Lyra didn't smile, not exactly. But something in her expression thawed like the tension eased half a degree, the edge pulling back just enough to show the steel beneath wasn't aimed at him.

She took his hand, firm but not testing, and met his gaze without flinching.

"Appreciate the vote of confidence," she said dryly. "Though you might want to hold off on calling me the moral compass. Mine just happens to point toward not letting syndicates turn people into collateral damage."

She released his hand, stepped back, and gave a faint nod—not of authority, but of shared understanding.

"I'll keep my name off the logs," she added. "No uniforms, no questions in the ports unless you want them. You run the ship.."

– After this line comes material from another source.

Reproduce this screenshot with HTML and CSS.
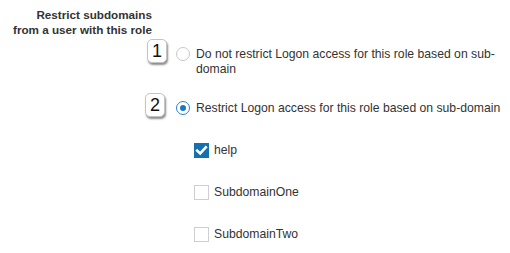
FILE: index.html
```html
<!DOCTYPE html>
<html>
<head>
<meta charset="utf-8">
<link rel="stylesheet" href="styles.css">
</head>
<body>
<div class="field">
  <div class="field-label">Restrict subdomains<br>from a user with this role</div>
  <ul class="radios">
    <li class="radio-row">
      <span class="badge badge-one">1</span>
      <span class="radio"></span>
      <span class="option-text">Do not restrict Logon access for this role based on sub-domain</span>
    </li>
    <li class="radio-row">
      <span class="badge badge-two">2</span>
      <span class="radio radio-checked"></span>
      <span class="option-text">Restrict Logon access for this role based on sub-domain</span>
    </li>
  </ul>
  <ul class="checks">
    <li class="check-row">
      <span class="checkbox checkbox-checked"><svg width="15" height="15" viewBox="0 0 15 15"><polyline points="3.2,7.6 6.2,10.4 11.8,4.4" fill="none" stroke="#fff" stroke-width="2.6" stroke-linecap="square"/></svg></span>
      <span class="check-text">help</span>
    </li>
    <li class="check-row">
      <span class="checkbox"></span>
      <span class="check-text">SubdomainOne</span>
    </li>
    <li class="check-row">
      <span class="checkbox"></span>
      <span class="check-text">SubdomainTwo</span>
    </li>
  </ul>
</div>
</body>
</html>
```
FILE: styles.css
```css
html, body {
  margin: 0;
  padding: 0;
  background: #fff;
}
body {
  font-family: "Liberation Sans", Arial, sans-serif;
  font-size: 12.2px;
  color: #333;
}
.field {
  padding-top: 7px;
}
.field-label {
  width: 152px;
  text-align: right;
  font-weight: bold;
  font-size: 11.7px;
  line-height: 15px;
}
.radios, .checks {
  list-style: none;
  margin: 0;
  padding: 0;
}
.radios {
  margin-top: 10px;
  display: flex;
  flex-direction: column;
  gap: 24px;
}
.radio-row {
  position: relative;
  display: flex;
  align-items: flex-start;
  padding-left: 176px;
  line-height: 15px;
}
.badge {
  position: absolute;
  top: -8px;
  width: 20px;
  height: 24px;
  box-sizing: border-box;
  border: 1px solid #c4c4c4;
  border-radius: 5px;
  background: #fff;
  box-shadow: 1px 2px 2px rgba(0, 0, 0, 0.45);
  font-size: 18px;
  line-height: 23px;
  text-align: center;
  color: #111;
}
.badge-one { left: 147px; }
.badge-two { left: 145px; }
.radio {
  flex: none;
  width: 14px;
  height: 14px;
  box-sizing: border-box;
  border: 1px solid #c9c9c9;
  border-radius: 50%;
  background: #fff;
  margin-right: 6px;
  position: relative;
}
.radio-checked {
  border-color: #2a83c8;
}
.radio-checked::after {
  content: "";
  position: absolute;
  left: 3px;
  top: 3px;
  width: 6px;
  height: 6px;
  border-radius: 50%;
  background: #1a78c2;
}
.option-text {
  flex: 1;
}
.checks {
  margin-top: 27px;
  display: flex;
  flex-direction: column;
  gap: 27px;
  padding-left: 194px;
}
.check-row {
  display: flex;
  align-items: center;
  line-height: 15px;
}
.checkbox {
  flex: none;
  width: 15px;
  height: 15px;
  box-sizing: border-box;
  border: 1px solid #cfcfcf;
  background: #fff;
  margin-right: 5px;
  display: block;
}
.checkbox svg {
  display: block;
}
.checkbox-checked {
  border: none;
  background: #166fae;
}
```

Her eyes narrowed slightly, thoughtful now.

"And I'll need access to your nav records. Just the last two weeks. Anything encrypted, I won't touch without your say-so. But if we're going to sniff out who used your ship, we need to follow more than just your fuel trail."

She walked to the door, pausing just before it opened.

"I don't care what you've run. I've seen worse. Hell, I've been worse. Just don't lie to me while I've got your back. Fair?"

She glanced over her shoulder, violet eyes sharp but steady.

"Because if this is going to work, Raedon... I need to know where the real lines are."

Click.

The door slid open, spilling sterile corridor light across the floor.

"Let's get out of here. We've got a syndicate to track and I've got a feeling your bad luck's about to lead us somewhere interesting."